My friend stepped into my room sometime around past 1. Let’s call her Susan, so Susan stepped into my room sometime around past 1 am pulling me out of my sleep. Not completely, but enough for me to open my door for her and tell her not step on the laptop on the floor. I made sure she got into bed and then I fell back asleep. At the time, it didn’t seem weird to me that she came in that late, in fact I didn’t realize how late it was.

My roommate, returned to the room at 7:30 this morning and that marked the end of my slumber. Susan was still asleep so I opened the door for my roommate and went to the toilet to pee. By the time I returned, Susan was awake and cleaning an injury on her with a sanitary wipe, she was narrating how she got the injury but wasn’t being quite clear.

“Bring your hand” I prompted and she obliged.

“Did you have this injury last night?” I asked.

“Yes and that pot.” She replied. And this is when I noticed a bloody pot (not a metaphor) sitting on my rug.

“You carried a pot here, and I didn’t see?”

“Yes, The man that even dropped me said I should drop the pot but I said no. The holy Ghost is in this pot. This is my pot of protection.”

She was laughing when she said this so I was a bit confused as to what to think of what could be a ritualist’s pot. I cut out some cotton wool and dampened it with meticulated spirit and cleaned the wound. Susan spiced up the wound cleaning process with “ooo”’s and “ahhh”s till I was done.

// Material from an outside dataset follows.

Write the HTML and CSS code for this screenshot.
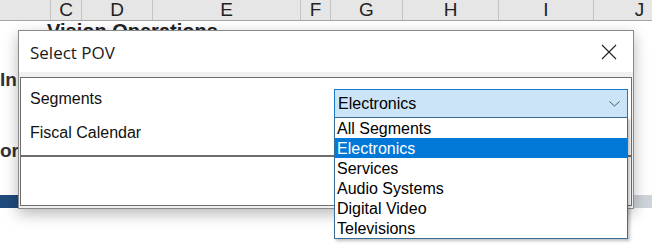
FILE: index.html
```html
<!DOCTYPE html>
<html lang="en">

<head>
    <meta charset="UTF-8">
    <meta name="viewport" content="width=device-width, initial-scale=1.0">
    <title>Select POV</title>
    <link rel="stylesheet" href="styles.css">
</head>

<body>

    <div class="sheet">
        <div class="col-headers">
            <div class="col col-b"></div>
            <div class="col col-c">C</div>
            <div class="col col-d">D</div>
            <div class="col col-e">E</div>
            <div class="col col-f">F</div>
            <div class="col col-g">G</div>
            <div class="col col-h">H</div>
            <div class="col col-i">I</div>
            <div class="col col-j">J</div>
        </div>

        <div class="cells">
            <div class="cell-row heading-row">Vision Operations</div>
            <div class="cell-row row-in">In</div>
            <div class="cell-row row-ort">ort</div>
            <div class="band-row">
                <div class="band-sel"></div>
                <div class="band-rest"></div>
            </div>
        </div>
    </div>

    <div class="dialog">
        <div class="dialog-title">
            <span>Select POV</span>
            <svg class="close" width="16" height="16" viewBox="0 0 16 16">
                <path d="M1 1 L15 15 M15 1 L1 15" stroke="#222" stroke-width="1.1" fill="none" />
            </svg>
        </div>

        <div class="dialog-body">
            <div class="panel">
                <div class="field-row first">
                    <label>Segments</label>
                    <div class="combo open">
                        <span>Electronics</span>
                        <svg class="chevron" width="11" height="6" viewBox="0 0 11 6">
                            <path d="M0.5 0.5 L5.5 5 L10.5 0.5" stroke="#555" stroke-width="1" fill="none" />
                        </svg>
                        <ul class="dropdown">
                            <li>All Segments</li>
                            <li class="selected">Electronics</li>
                            <li>Services</li>
                            <li>Audio Systems</li>
                            <li>Digital Video</li>
                            <li>Televisions</li>
                        </ul>
                    </div>
                </div>
                <div class="field-row second">
                    <label>Fiscal Calendar</label>
                    <div class="combo plain"></div>
                </div>
                <div class="panel-footer"></div>
            </div>
        </div>
    </div>

</body>

</html>
```

FILE: styles.css
```css
* {
    box-sizing: border-box;
}

body {
    margin: 0;
    width: 652px;
    height: 250px;
    overflow: hidden;
    position: relative;
    background-color: #ffffff;
    font-family: 'Liberation Sans', Arial, sans-serif;
    color: #222;
}

/* spreadsheet behind the dialog */

.col-headers {
    display: flex;
    height: 21px;
    background-color: #e6e6e6;
    border-bottom: 1px solid #a6a6a6;
    overflow: hidden;
}

.col {
    flex: none;
    height: 20px;
    line-height: 20px;
    font-size: 19px;
    text-align: center;
    border-right: 1px solid #c4c4c4;
}

.col-b { width: 51px; }
.col-c { width: 31px; }
.col-d { width: 71px; }
.col-e { width: 148px; }
.col-f { width: 30px; }
.col-g { width: 72px; }
.col-h { width: 96px; }
.col-i { width: 95px; }
.col-j { width: 92px; }

.cells {
    display: flex;
    flex-direction: column;
}

.cell-row {
    white-space: nowrap;
    font-weight: bold;
}

.heading-row {
    height: 20px;
    line-height: 20px;
    font-size: 20px;
    padding-left: 47px;
}

.row-in,
.row-ort {
    height: 24px;
    line-height: 24px;
    font-size: 19px;
    color: #333;
}

.row-in {
    margin-top: 27px;
}

.row-ort {
    margin-top: 47px;
}

.band-row {
    display: flex;
    height: 13px;
    margin-top: 32px;
}

.band-sel {
    width: 50px;
    background-color: #1f4b7c;
}

.band-rest {
    flex: 1;
    background-color: #cfd3da;
}

/* dialog */

.dialog {
    position: absolute;
    left: 18px;
    top: 30px;
    width: 616px;
    height: 179px;
    background-color: #f0f0f0;
    border: 1px solid #8a8a8a;
    box-shadow: 0 5px 14px rgba(0, 0, 0, 0.28);
}

.dialog-title {
    display: flex;
    justify-content: space-between;
    align-items: center;
    height: 41px;
    padding: 2px 16px 0 11px;
    background-color: #ffffff;
    font-family: 'Open Sans', 'Noto Sans', sans-serif;
    font-size: 17px;
    line-height: 39px;
    color: #1a1a1a;
}

.close {
    display: block;
    margin-top: -1px;
}

.dialog-body {
    padding: 5px 1px 2px 1px;
}

.panel {
    background-color: #ffffff;
    border: 1px solid #6e6e6e;
    height: 129px;
    display: flex;
    flex-direction: column;
}

.field-row {
    display: flex;
    align-items: flex-start;
    padding-left: 9px;
    font-size: 16px;
    color: #111;
}

.field-row label {
    width: 304px;
    line-height: 20px;
}

.field-row.first {
    height: 40px;
    padding-top: 11px;
}

.field-row.second {
    height: 37px;
    padding-top: 5px;
}

.combo {
    position: relative;
    width: 294px;
    height: 29px;
    display: flex;
    align-items: center;
    justify-content: space-between;
    padding: 0 7px 0 3px;
    line-height: 27px;
    border: 1px solid #1979ca;
    background-color: #cce4f7;
    color: #000;
}

.combo.plain {
    margin-top: -5px;
    background-color: #ffffff;
    border-color: #7a7a7a;
}

.chevron {
    display: block;
    margin-top: 1px;
}

.dropdown {
    position: absolute;
    left: -1px;
    top: 100%;
    width: 294px;
    margin: 0;
    padding: 0;
    list-style: none;
    background-color: #ffffff;
    border: 1px solid #3b6e96;
    box-shadow: 2px 2px 3px rgba(0, 0, 0, 0.25);
    z-index: 2;
}

.dropdown li {
    height: 20px;
    line-height: 21px;
    padding-left: 2px;
    white-space: nowrap;
}

.dropdown li.selected {
    background-color: #0078d7;
    color: #ffffff;
}

.panel-footer {
    flex: 1;
    border-top: 2px solid #6d6d6d;
}
```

“Okay let’s start this story from the beginning. From when you told me you were coming over last night which was around 10” This is me speaking.

“So after that, one of my friends texted me and said we should go and get pizza at dominos or something, So I went to meet my cousin at her hostel. She decided she wanted to beat up my face so I followed her to the hostel and she did my make up and I wore my gown”

“So you had make up on yesterday night?”

“Yes I did but I cleaned it off.”

“Obviously.”

“Yes, obviously” she laughed.

“What happened next?”

“Then I went to dominos with the guy I guess, I don’t really remember and from there everything was a blur. I woke up in this weird house. Omo if you see the way I shouted when I found myself in one funny place I didn’t know. The person was now trying one funny thing with me. I now ran and packed my things…”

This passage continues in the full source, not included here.